Posted by poeticnook on 5/19/2002 11:21:00 AM in ,
four bags - two for check in and two for handcarry - the sumtotal of my four and a half months stay in the land of the rising sun. there are no feelings really, anticipation, excitement, they all died down a long time ago, all that's left is the weariness, and the unbearable waiting.

i should be sleeping really.. in six hours ill be up and about adding finishing touches to the prototype we've been making, making reports, and doing some last minute file cleanups and sorting.. and yet im here.. finding comfort with ms notepad and a japanese keyboard that types a different character from what i expect it to.

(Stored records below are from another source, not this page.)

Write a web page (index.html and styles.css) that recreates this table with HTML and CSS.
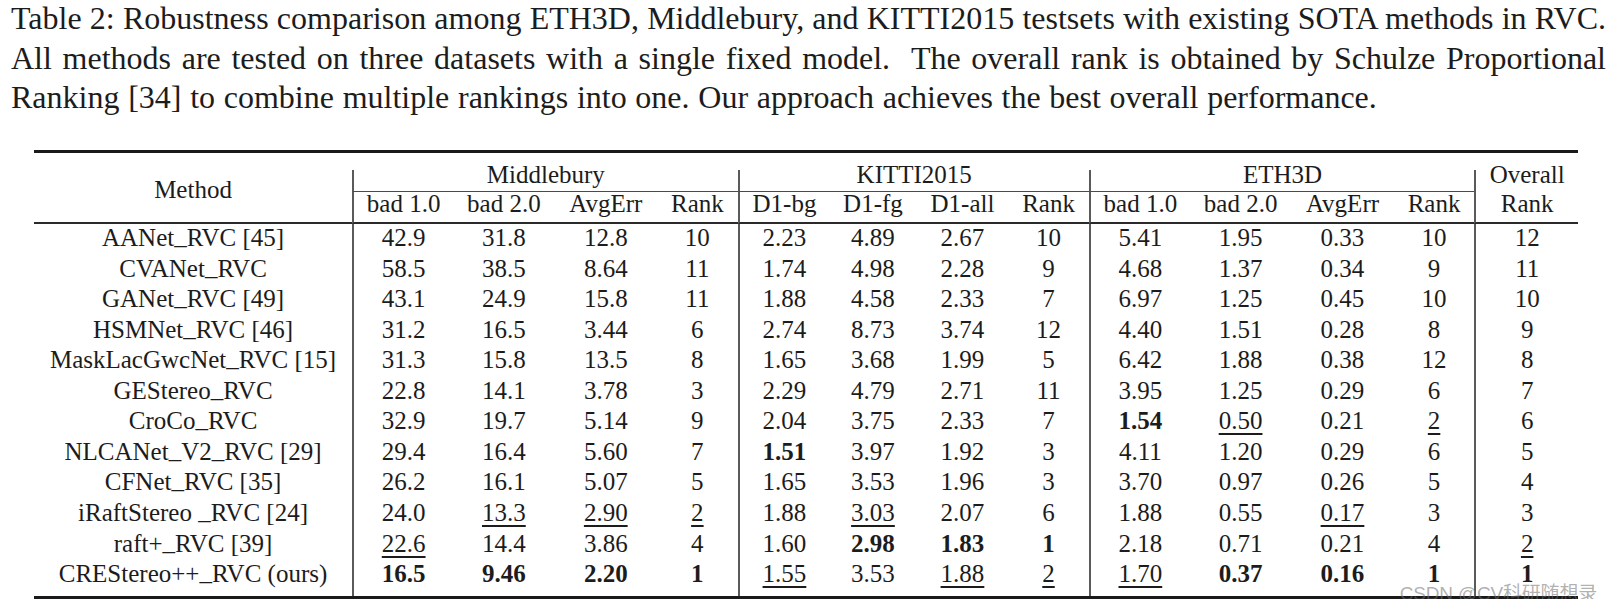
FILE: index.html
```html
<!DOCTYPE html>
<html>
<head>
<meta charset="utf-8">
<link rel="stylesheet" href="styles.css">
</head>
<body>
<div class="page">
  <div class="caption">
    <span class="cline just">Table 2: Robustness comparison among ETH3D, Middlebury, and KITTI2015 testsets with existing SOTA methods in RVC.</span>
    <span class="cline just">All methods are tested on three datasets with a single fixed model.&nbsp; The overall rank is obtained by Schulze Proportional</span>
    <span class="cline lastline">Ranking [34] to combine multiple rankings into one. Our approach achieves the best overall performance.</span>
  </div>

  <div class="tablewrap">
    <table class="results">
      <colgroup>
        <col class="c-method">
        <col class="c-101"><col class="c-101"><col class="c-103"><col class="c-80">
        <col class="c-92"><col class="c-87"><col class="c-92"><col class="c-80">
        <col class="c-101"><col class="c-101"><col class="c-103"><col class="c-80">
        <col class="c-overall">
      </colgroup>
      <thead>
        <tr class="h1">
          <th class="method-h" rowspan="2">Method</th>
          <th class="grp vl" colspan="4">Middlebury</th>
          <th class="grp vl" colspan="4">KITTI2015</th>
          <th class="grp vl" colspan="4">ETH3D</th>
          <th class="vl">Overall</th>
        </tr>
        <tr class="h2">
          <th class="vl">bad 1.0</th><th>bad 2.0</th><th>AvgErr</th><th>Rank</th>
          <th class="vl">D1-bg</th><th>D1-fg</th><th>D1-all</th><th>Rank</th>
          <th class="vl">bad 1.0</th><th>bad 2.0</th><th>AvgErr</th><th>Rank</th>
          <th class="vl">Rank</th>
        </tr>
      </thead>
      <tbody>
        <tr>
          <td>AANet<span class="us">_</span>RVC [45]</td>
          <td class="vl">42.9</td><td>31.8</td><td>12.8</td><td>10</td>
          <td class="vl">2.23</td><td>4.89</td><td>2.67</td><td>10</td>
          <td class="vl">5.41</td><td>1.95</td><td>0.33</td><td>10</td>
          <td class="vl">12</td>
        </tr>
        <tr>
          <td>CVANet<span class="us">_</span>RVC</td>
          <td class="vl">58.5</td><td>38.5</td><td>8.64</td><td>11</td>
          <td class="vl">1.74</td><td>4.98</td><td>2.28</td><td>9</td>
          <td class="vl">4.68</td><td>1.37</td><td>0.34</td><td>9</td>
          <td class="vl">11</td>
        </tr>
        <tr>
          <td>GANet<span class="us">_</span>RVC [49]</td>
          <td class="vl">43.1</td><td>24.9</td><td>15.8</td><td>11</td>
          <td class="vl">1.88</td><td>4.58</td><td>2.33</td><td>7</td>
          <td class="vl">6.97</td><td>1.25</td><td>0.45</td><td>10</td>
          <td class="vl">10</td>
        </tr>
        <tr>
          <td>HSMNet<span class="us">_</span>RVC [46]</td>
          <td class="vl">31.2</td><td>16.5</td><td>3.44</td><td>6</td>
          <td class="vl">2.74</td><td>8.73</td><td>3.74</td><td>12</td>
          <td class="vl">4.40</td><td>1.51</td><td>0.28</td><td>8</td>
          <td class="vl">9</td>
        </tr>
        <tr>
          <td>MaskLacGwcNet<span class="us">_</span>RVC [15]</td>
          <td class="vl">31.3</td><td>15.8</td><td>13.5</td><td>8</td>
          <td class="vl">1.65</td><td>3.68</td><td>1.99</td><td>5</td>
          <td class="vl">6.42</td><td>1.88</td><td>0.38</td><td>12</td>
          <td class="vl">8</td>
        </tr>
        <tr>
          <td>GEStereo<span class="us">_</span>RVC</td>
          <td class="vl">22.8</td><td>14.1</td><td>3.78</td><td>3</td>
          <td class="vl">2.29</td><td>4.79</td><td>2.71</td><td>11</td>
          <td class="vl">3.95</td><td>1.25</td><td>0.29</td><td>6</td>
          <td class="vl">7</td>
        </tr>
        <tr>
          <td>CroCo<span class="us">_</span>RVC</td>
          <td class="vl">32.9</td><td>19.7</td><td>5.14</td><td>9</td>
          <td class="vl">2.04</td><td>3.75</td><td>2.33</td><td>7</td>
          <td class="vl"><b>1.54</b></td><td><u>0.50</u></td><td>0.21</td><td><u>2</u></td>
          <td class="vl">6</td>
        </tr>
        <tr>
          <td>NLCANet<span class="us">_</span>V2<span class="us">_</span>RVC [29]</td>
          <td class="vl">29.4</td><td>16.4</td><td>5.60</td><td>7</td>
          <td class="vl"><b>1.51</b></td><td>3.97</td><td>1.92</td><td>3</td>
          <td class="vl">4.11</td><td>1.20</td><td>0.29</td><td>6</td>
          <td class="vl">5</td>
        </tr>
        <tr>
          <td>CFNet<span class="us">_</span>RVC [35]</td>
          <td class="vl">26.2</td><td>16.1</td><td>5.07</td><td>5</td>
          <td class="vl">1.65</td><td>3.53</td><td>1.96</td><td>3</td>
          <td class="vl">3.70</td><td>0.97</td><td>0.26</td><td>5</td>
          <td class="vl">4</td>
        </tr>
        <tr>
          <td>iRaftStereo <span class="us">_</span>RVC [24]</td>
          <td class="vl">24.0</td><td><u>13.3</u></td><td><u>2.90</u></td><td><u>2</u></td>
          <td class="vl">1.88</td><td><u>3.03</u></td><td>2.07</td><td>6</td>
          <td class="vl">1.88</td><td>0.55</td><td><u>0.17</u></td><td>3</td>
          <td class="vl">3</td>
        </tr>
        <tr>
          <td>raft+<span class="us">_</span>RVC [39]</td>
          <td class="vl"><u>22.6</u></td><td>14.4</td><td>3.86</td><td>4</td>
          <td class="vl">1.60</td><td><b>2.98</b></td><td><b>1.83</b></td><td><b>1</b></td>
          <td class="vl">2.18</td><td>0.71</td><td>0.21</td><td>4</td>
          <td class="vl"><u>2</u></td>
        </tr>
        <tr class="last">
          <td>CREStereo++<span class="us">_</span>RVC (ours)</td>
          <td class="vl"><b>16.5</b></td><td><b>9.46</b></td><td><b>2.20</b></td><td><b>1</b></td>
          <td class="vl"><u>1.55</u></td><td>3.53</td><td><u>1.88</u></td><td><u>2</u></td>
          <td class="vl"><u>1.70</u></td><td><b>0.37</b></td><td><b>0.16</b></td><td><b>1</b></td>
          <td class="vl"><b>1</b></td>
        </tr>
      </tbody>
    </table>
    <div class="watermark">CSDN @CV科研随想录</div>
  </div>
</div>
</body>
</html>
```

FILE: styles.css
```css
html, body {
  margin: 0;
  padding: 0;
  background: #ffffff;
}

.page {
  width: 1614px;
  font-family: "Liberation Serif", "Times New Roman", serif;
  color: #1c1c1c;
}

.caption {
  margin: -1px 8px 0 11px;
  font-size: 32px;
  line-height: 39.5px;
}

.cline {
  display: block;
  white-space: nowrap;
}

.cline.just {
  white-space: normal;
  text-align: justify;
  text-align-last: justify;
}

.cline.lastline {
  word-spacing: 0.7px;
}

.tablewrap {
  position: relative;
  margin: 32.7px 0 0 34px;
  width: 1544px;
  border-top: 3px solid #1a1a1a;
  border-bottom: 3px solid #1a1a1a;
  padding-top: 16.5px;
}

.results {
  width: 1544px;
  table-layout: fixed;
  border-collapse: separate;
  border-spacing: 0;
  font-size: 25px;
}

.c-method { width: 318px; }
.c-101 { width: 101.2px; }
.c-103 { width: 102.6px; }
.c-80 { width: 80.5px; }
.c-92 { width: 91.6px; }
.c-87 { width: 87.4px; }
.c-overall { width: 103.6px; }

.results th,
.results td {
  padding: 0 0 3.57px 0;
  line-height: 27px;
  text-align: center;
  font-weight: normal;
  white-space: nowrap;
  vertical-align: baseline;
}

.results .vl {
  border-left: 2px solid #5a5a5a;
}

.results .h1 th {
  line-height: 10px;
  padding-bottom: 11.8px;
}

.results .h1 th.grp {
  border-bottom: 1px solid #4a4a4a;
}

.results .h1 th.method-h {
  line-height: 27px;
  vertical-align: top;
  padding: 6.7px 0 0 0;
  border-bottom: 2px solid #2a2a2a;
}

.results .h2 th {
  line-height: 24px;
  padding-bottom: 5.5px;
  border-bottom: 2px solid #2a2a2a;
}

.results .last td {
  padding-bottom: 8.5px;
}

.results .us {
  vertical-align: 0.1em;
  line-height: 0;
}

.results u {
  text-decoration: underline;
  text-decoration-thickness: 1.5px;
  text-underline-offset: 4px;
}

.results b {
  font-weight: bold;
}

.watermark {
  position: absolute;
  right: -19px;
  bottom: -6px;
  font-family: "Liberation Sans", "Noto Sans CJK SC", sans-serif;
  font-size: 19px;
  letter-spacing: -0.2px;
  line-height: 16px;
  color: rgba(110, 110, 110, 0.55);
  white-space: nowrap;
}
```
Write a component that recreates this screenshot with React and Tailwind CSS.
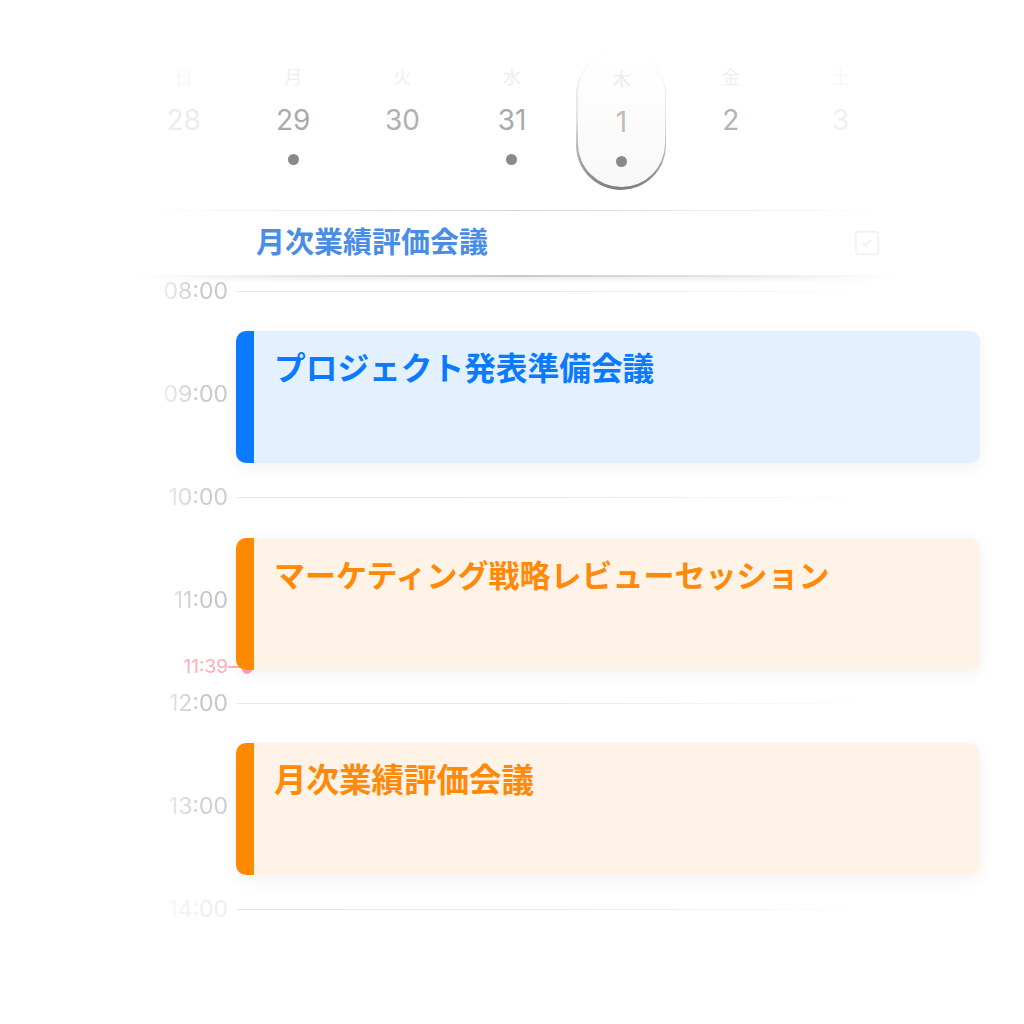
import { SquareCheck } from 'lucide-react';

const days = [
  { w: '日', d: '28', wc: 'text-[#f8f8f8]', dc: 'text-[#ececec]', dot: false },
  { w: '月', d: '29', wc: 'text-[#efefef]', dc: 'text-[#a9a9a9]', dot: true },
  { w: '火', d: '30', wc: 'text-[#f0f0f0]', dc: 'text-[#b0b0b0]', dot: false },
  { w: '水', d: '31', wc: 'text-[#eeeeee]', dc: 'text-[#a9a9a9]', dot: true },
  { w: '木', d: '1', wc: 'text-[#ececec]', dc: 'text-[#bdbdbd]', dot: true, sel: true },
  { w: '金', d: '2', wc: 'text-[#efefef]', dc: 'text-[#b3b3b3]', dot: false },
  { w: '土', d: '3', wc: 'text-[#f7f7f7]', dc: 'text-[#efefef]', dot: false },
];

const hours = [
  { t: '08:00', c: 'text-[#c9c9c9]' },
  { t: '09:00', c: 'text-[#c9c9c9]' },
  { t: '10:00', c: 'text-[#cdcdcd]' },
  { t: '11:00', c: 'text-[#c6c6c6]' },
  { t: '12:00', c: 'text-[#c6c6c6]' },
  { t: '13:00', c: 'text-[#cfcfcf]' },
  { t: '14:00', c: 'text-[#eeeeee]' },
];

const events = [
  { title: 'プロジェクト発表準備会議', top: 'top-[52px]', size: 'text-[31.7px]', bg: 'bg-[#e3f0fe]', bar: 'bg-[#0a7aff]', text: 'text-[#0a7aff]' },
  { title: 'マーケティング戦略レビューセッション', top: 'top-[259px]', size: 'text-[31px]', bg: 'bg-[#fff3e7]', bar: 'bg-[#ff8a00]', text: 'text-[#ff8a0a]' },
  { title: '月次業績評価会議', top: 'top-[464px]', size: 'text-[32.5px]', bg: 'bg-[#fff3e7]', bar: 'bg-[#ff8a00]', text: 'text-[#ff8a0a]' },
];

function DayCell({ day }) {
  const inner = (
    <div className="flex flex-col items-center pt-[16px]">
      <span className={`h-[24px] text-[18px] leading-[24px] ${day.wc}`}>{day.w}</span>
      <span className={`mt-[12px] h-[36px] text-[28px] leading-[36px] ${day.dc}`}>{day.d}</span>
      <span className={`mt-[16px] w-[11px] h-[11px] rounded-full ${day.dot ? 'bg-[#8a8a8a]' : 'bg-transparent'}`} />
    </div>
  );
  if (day.sel) {
    return (
      <div className="flex justify-center">
        <div className="w-[90px] h-[140px] rounded-full p-[1.5px] bg-gradient-to-b from-[#fbfbfb] via-[#e2e2e2] to-[#7d7d7d]">
          <div className="w-full h-full rounded-full bg-gradient-to-b from-white to-[#f8f8f8] -mt-[1.5px]">
            <div className="pt-[1.5px]">{inner}</div>
          </div>
        </div>
      </div>
    );
  }
  return <div className="flex justify-center h-[140px]">{inner}</div>;
}

export default function App() {
  return (
    <div
      className="relative w-[1024px] h-[1024px] bg-white overflow-hidden"
      style={{ fontFamily: '"Inter", "Noto Sans CJK JP", sans-serif' }}
    >
      {/* week strip */}
      <div className="pt-[50px]">
        <div className="ml-[129px] w-[766px] grid grid-cols-7">
          {days.map(d => <DayCell key={d.d} day={d} />)}
        </div>
      </div>

      <div className="mt-[20px] ml-[140px] w-[750px] h-px bg-gradient-to-r from-transparent via-[#d6d6d6] to-transparent" />

      {/* all-day row */}
      <div className="h-[64px] flex items-center">
        <span className="ml-[256px] text-[29px] font-bold text-[#4a8ce6]">月次業績評価会議</span>
        <SquareCheck className="ml-auto mr-[142px] w-[30px] h-[30px] text-[#eef2fb]" strokeWidth={1.5} />
      </div>

      <div className="ml-[130px] w-[770px]">
        <div className="h-[2px] bg-gradient-to-r from-transparent via-[#c9c9c9] to-transparent" />
        <div className="h-[6px] bg-gradient-to-b from-[#eeeeee] to-transparent [mask-image:linear-gradient(to_right,transparent,black_20%,black_80%,transparent)]" />
      </div>

      {/* timeline */}
      <div className="relative -mt-[4px]">
        {hours.map(h => (
          <div key={h.t} className="h-[103px]">
            <div className="flex items-center h-[24px]">
              <span
                className={`w-[228px] text-right text-[23px] leading-[24px] ${h.c} [mask-image:linear-gradient(to_right,transparent_160px,rgba(0,0,0,0.35)_165px,black_200px)]`}
              >
                {h.t}
              </span>
              <div className="ml-[9px] w-[645px] h-px bg-gradient-to-r from-[#e6e6e6] via-[#e8e8e8] to-transparent" />
            </div>
          </div>
        ))}

        {/* current time */}
        <div className="absolute top-[378px] left-0 flex items-center h-[20px]">
          <span className="w-[228px] text-right text-[19px] text-[#ffb0b5]">11:39</span>
          <div className="w-[14px] h-[1.5px] bg-[#ffb0b5]" />
          <div className="w-[10px] h-[10px] mt-[4px] rounded-full bg-[#ffa0a8]" />
        </div>

        {events.map(e => (
          <div
            key={e.title}
            className={`absolute ${e.top} left-[236px] w-[744px] h-[132px] flex rounded-[10px] overflow-hidden ${e.bg} shadow-[0_4px_18px_rgba(0,0,0,0.06)]`}
          >
            <div className={`w-[18px] h-full ${e.bar}`} />
            <div className={`pl-[20px] pt-[18px] ${e.size} leading-[40px] font-bold ${e.text}`}>{e.title}</div>
          </div>
        ))}
      </div>
    </div>
  );
}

lately ive been reading some of my works posted on this site, and it bothers me that i have not made progress. i dont know if feeling nothing is better than feeling pain, or if watching sesame street at 2:30 in the morning could possibly make a difference.. but thats what ive become... a stoic and an insomniac. funny that i can label myself now.,

i remember one time, a thai classmate went to this site and read some of my notes posted on the chronicles, he emailed me and said he was having a fine day until he came across my writings.. and thats when he remembered how miserable he was.. gee! i didnt know i sounded that miserable.. much less, i never thought i could make someone so miserable just by thinking my thoughts out loud.

anyway, this isnt about that. i dont even think i have a point here.. its just something i need to do. i need to write, if only to make me be able to sleep at night. i have to write, even though i dont have a story to tell... its a compulsion. a habit. and sometimes i dont realize that i actually am conveying a message.

where is this going really? i dont know... maybe packing bags just depresses the hell out of me.. or maybe im afraid that im going back to a place where everything else is different.. except me, or worse, maybe nothing has changed.

its irrational.. why must someone fear the coming of the night, when it is the light of the moon she wants to see.